Print the listing as it stands, omitting all images.

--- start ---

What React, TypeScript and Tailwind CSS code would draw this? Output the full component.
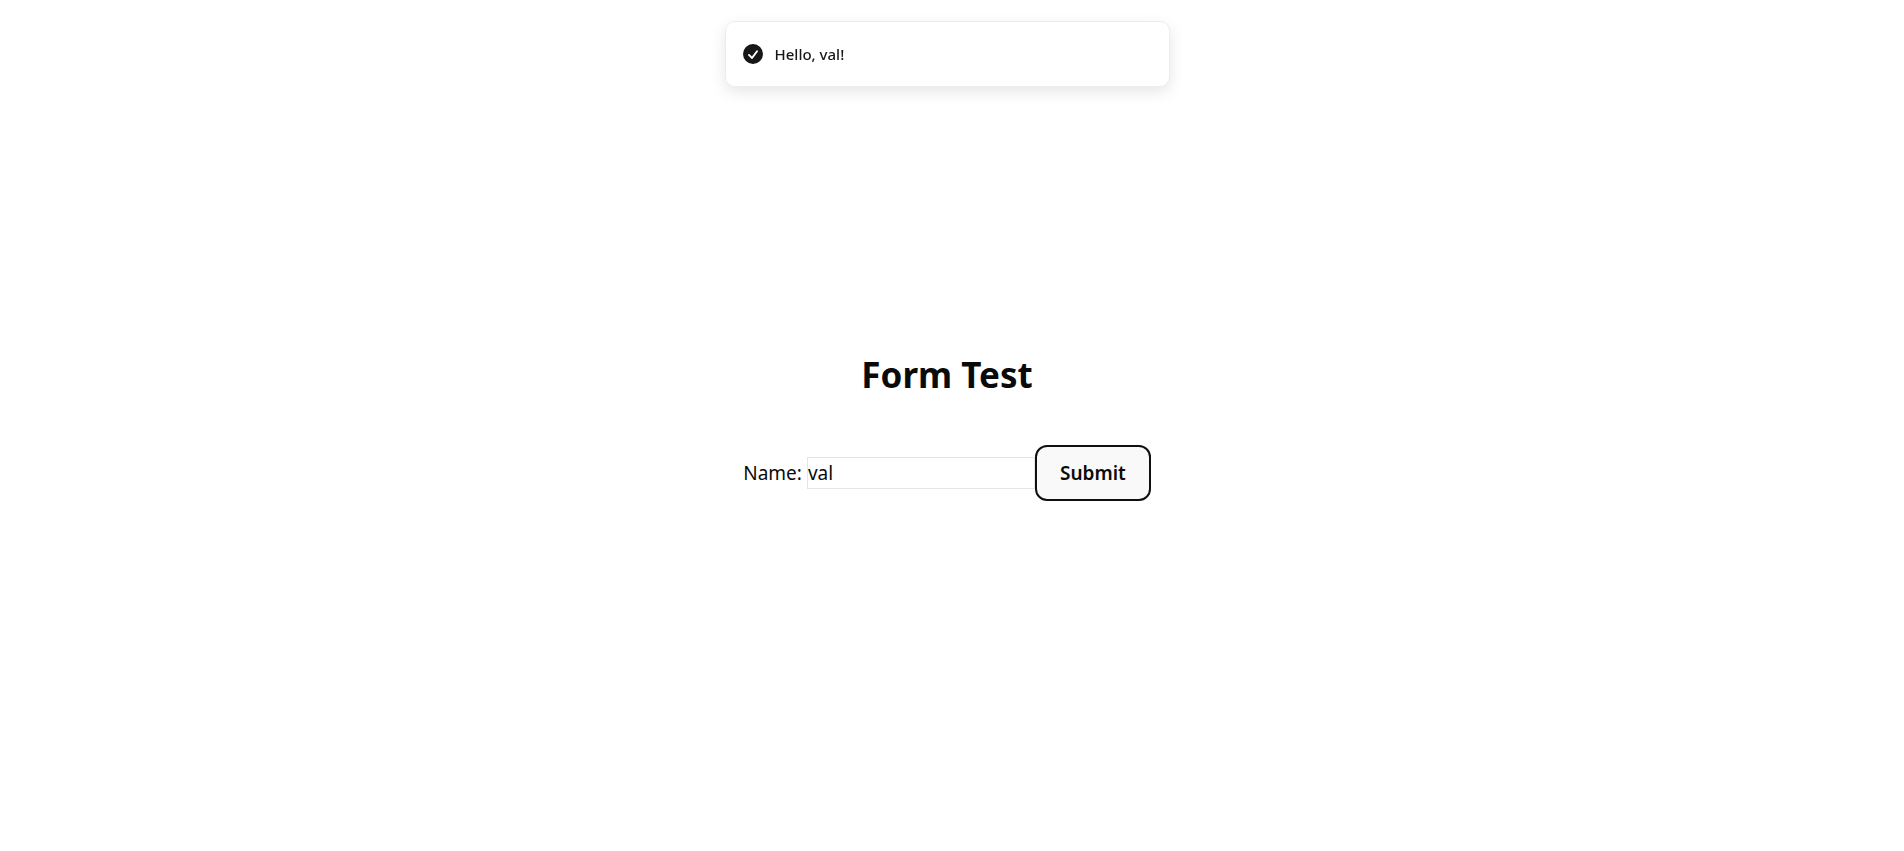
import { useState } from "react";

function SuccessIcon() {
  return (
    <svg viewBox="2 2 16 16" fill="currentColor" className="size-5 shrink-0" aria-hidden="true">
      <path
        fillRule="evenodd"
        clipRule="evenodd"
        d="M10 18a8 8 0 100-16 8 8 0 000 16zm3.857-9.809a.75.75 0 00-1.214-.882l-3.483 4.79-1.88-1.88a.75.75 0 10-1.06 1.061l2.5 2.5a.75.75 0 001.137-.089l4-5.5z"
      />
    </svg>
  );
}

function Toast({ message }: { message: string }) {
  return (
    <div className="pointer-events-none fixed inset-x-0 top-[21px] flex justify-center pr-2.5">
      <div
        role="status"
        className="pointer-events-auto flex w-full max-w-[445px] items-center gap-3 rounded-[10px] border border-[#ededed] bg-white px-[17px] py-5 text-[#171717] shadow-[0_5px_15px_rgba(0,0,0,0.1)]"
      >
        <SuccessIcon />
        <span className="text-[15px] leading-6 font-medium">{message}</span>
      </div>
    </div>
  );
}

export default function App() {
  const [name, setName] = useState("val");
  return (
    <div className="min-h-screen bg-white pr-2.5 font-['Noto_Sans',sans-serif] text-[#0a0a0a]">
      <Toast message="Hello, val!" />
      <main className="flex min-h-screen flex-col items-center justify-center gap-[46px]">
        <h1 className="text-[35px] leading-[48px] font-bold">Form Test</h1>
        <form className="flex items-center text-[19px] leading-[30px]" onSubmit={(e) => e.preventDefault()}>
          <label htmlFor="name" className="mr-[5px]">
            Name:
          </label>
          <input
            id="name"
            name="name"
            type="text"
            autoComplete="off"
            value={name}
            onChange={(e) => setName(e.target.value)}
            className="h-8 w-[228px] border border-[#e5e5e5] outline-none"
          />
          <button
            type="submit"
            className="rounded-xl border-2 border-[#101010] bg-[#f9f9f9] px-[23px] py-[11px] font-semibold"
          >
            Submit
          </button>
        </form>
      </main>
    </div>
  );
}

--- end ---

● **Response to the exercise**
What React, TypeScript and Tailwind CSS code would draw this? Output the full component.
import { useState } from "react";

function SuccessIcon() {
  return (
    <svg viewBox="2 2 16 16" fill="currentColor" className="size-5 shrink-0" aria-hidden="true">
      <path
        fillRule="evenodd"
        clipRule="evenodd"
        d="M10 18a8 8 0 100-16 8 8 0 000 16zm3.857-9.809a.75.75 0 00-1.214-.882l-3.483 4.79-1.88-1.88a.75.75 0 10-1.06 1.061l2.5 2.5a.75.75 0 001.137-.089l4-5.5z"
      />
    </svg>
  );
}

function Toast({ message }: { message: string }) {
  return (
    <div className="pointer-events-none fixed inset-x-0 top-[21px] flex justify-center pr-2.5">
      <div
        role="status"
        className="pointer-events-auto flex w-full max-w-[445px] items-center gap-3 rounded-[10px] border border-[#ededed] bg-white px-[17px] py-5 text-[#171717] shadow-[0_5px_15px_rgba(0,0,0,0.1)]"
      >
        <SuccessIcon />
        <span className="text-[15px] leading-6 font-medium">{message}</span>
      </div>
    </div>
  );
}

export default function App() {
  const [name, setName] = useState("val");
  return (
    <div className="min-h-screen bg-white pr-2.5 font-['Noto_Sans',sans-serif] text-[#0a0a0a]">
      <Toast message="Hello, val!" />
      <main className="flex min-h-screen flex-col items-center justify-center gap-[46px]">
        <h1 className="text-[35px] leading-[48px] font-bold">Form Test</h1>
        <form className="flex items-center text-[19px] leading-[30px]" onSubmit={(e) => e.preventDefault()}>
          <label htmlFor="name" className="mr-[5px]">
            Name:
          </label>
          <input
            id="name"
            name="name"
            type="text"
            autoComplete="off"
            value={name}
            onChange={(e) => setName(e.target.value)}
            className="h-8 w-[228px] border border-[#e5e5e5] outline-none"
          />
          <button
            type="submit"
            className="rounded-xl border-2 border-[#101010] bg-[#f9f9f9] px-[23px] py-[11px] font-semibold"
          >
            Submit
          </button>
        </form>
      </main>
    </div>
  );
}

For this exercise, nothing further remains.